The latest national research on RAS was published by the National Cooperative Highway Research Program in its "Report 752." It followed some field projects and tracked early performance. The report also states that long-term performance needs to be tracked as well. If mixtures with RAS are shown to perform well, benefits would be reduced costs and improved sustainability through the reduced use of virgin materials.
Russell Snyder, executive director of the California Asphalt Pavement Association, says the group has engaged with the California Dept. of Transportation (Caltrans) and the asphalt industry to assess the FHWA report. There is also a Caltrans task force discussing specs, tests and emerging technologies, with a subcommittee focused on RAS, he adds.
Caltrans and other public agencies use RAP, but RAS is not yet a staple, says Brandon Milar, association director of technical services. “[California public agencies] typically do not allow RAS right now,” he says.

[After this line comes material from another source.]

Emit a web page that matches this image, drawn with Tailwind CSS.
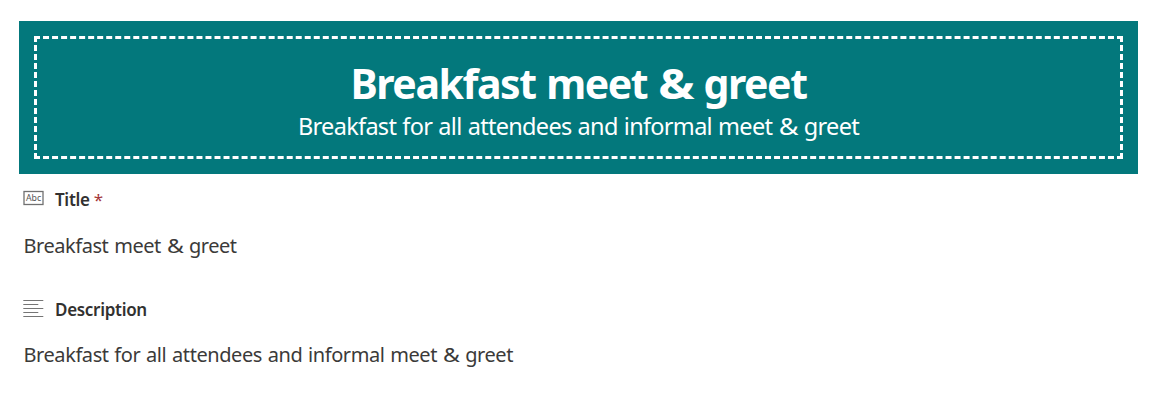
<!DOCTYPE html>
<html lang="en">
<head>
<meta charset="utf-8">
<title>Breakfast meet &amp; greet</title>
<script src="https://cdn.jsdelivr.net/npm/@tailwindcss/browser@4"></script>
</head>
<body class="bg-white font-['Noto_Sans','Open_Sans',sans-serif] text-[#3b3a39]">
<main class="h-[417px] overflow-hidden pl-[19px] pr-[22px] pt-[21px] whitespace-nowrap">
  <header class="h-[153px] bg-[#03787c] p-[15px] text-white">
    <div class="h-[123px] border-[3px] border-dashed border-white pt-[21px] text-center">
      <h1 class="h-[46px] text-[41px] leading-[46px] font-bold tracking-[-1.45px] [word-spacing:1.5px]">Breakfast meet <span class="mx-[0.07em] inline-block scale-x-[1.18]">&amp;</span> greet</h1>
      <p class="h-[40px] text-[23.5px] leading-[40px] tracking-[-0.7px] [word-spacing:0.7px]">Breakfast for all attendees and informal meet <span class="mx-[0.06em] inline-block scale-x-[1.15]">&amp;</span> greet</p>
    </div>
  </header>
  <section class="pl-[4px] pt-[10px]">
    <div class="flex h-[30px] items-center gap-[11px]">
      <svg class="h-[20px] w-[21px]" viewBox="0 0 21 20" fill="none"><rect x="1" y="2.5" width="19" height="13" stroke="#707070" stroke-width="1.3"/><text x="3" y="12" font-family="Noto Sans, sans-serif" font-size="8.4" textLength="15.2" lengthAdjust="spacingAndGlyphs" fill="#555">Abc</text></svg>
      <h2 class="pt-[2px] text-[17px] leading-[30px] font-semibold text-[#323130] tracking-[-0.3px]">Title <span class="font-normal text-[#a4373a]">*</span></h2>
    </div>
    <p class="mt-[16px] h-[32px] pl-[0.5px] text-[20px] leading-[32px] tracking-[-0.45px] [word-spacing:1px]">Breakfast meet <span class="mx-[0.06em] inline-block scale-x-[1.15]">&amp;</span> greet</p>
  </section>
  <section class="pl-[4px] pt-[32px]">
    <div class="flex h-[30px] items-center gap-[11px]">
      <svg class="h-[20px] w-[21px]" viewBox="0 0 21 20" fill="none" stroke="#757575"><path d="M.3 1.5h20M.3 5.5h15M.3 9.5h20M.3 13.5h15M.3 17.5h20"/></svg>
      <h2 class="pt-[2px] text-[17px] leading-[30px] font-semibold text-[#323130] tracking-[-0.3px]">Description</h2>
    </div>
    <p class="mt-[15px] h-[32px] pl-[0.5px] text-[20px] leading-[32px] tracking-[-0.43px] [word-spacing:1px]">Breakfast for all attendees and informal meet <span class="mx-[0.06em] inline-block scale-x-[1.15]">&amp;</span> greet</p>
  </section>
</main>
</body>
</html>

The subcommittee is addressing concerns raised in Indiana, Illinois and elsewhere to fully understand what happens when RAS levels are increased in asphalt, says Snyder.
“There is a high degree of interest, but Caltrans engineers and our engineers want to make sure we understand the implications for RAS in asphalt mixes and will we get the performance we want,” he says. “The state is so massively diverse, with nine climate zones and different sources for rock, binder, and so on. The complexity of what we’re dealing with includes how to apply engineering principles across the state.”
The future of RAS, no doubt, will need to take into account those complexities wherever it is used.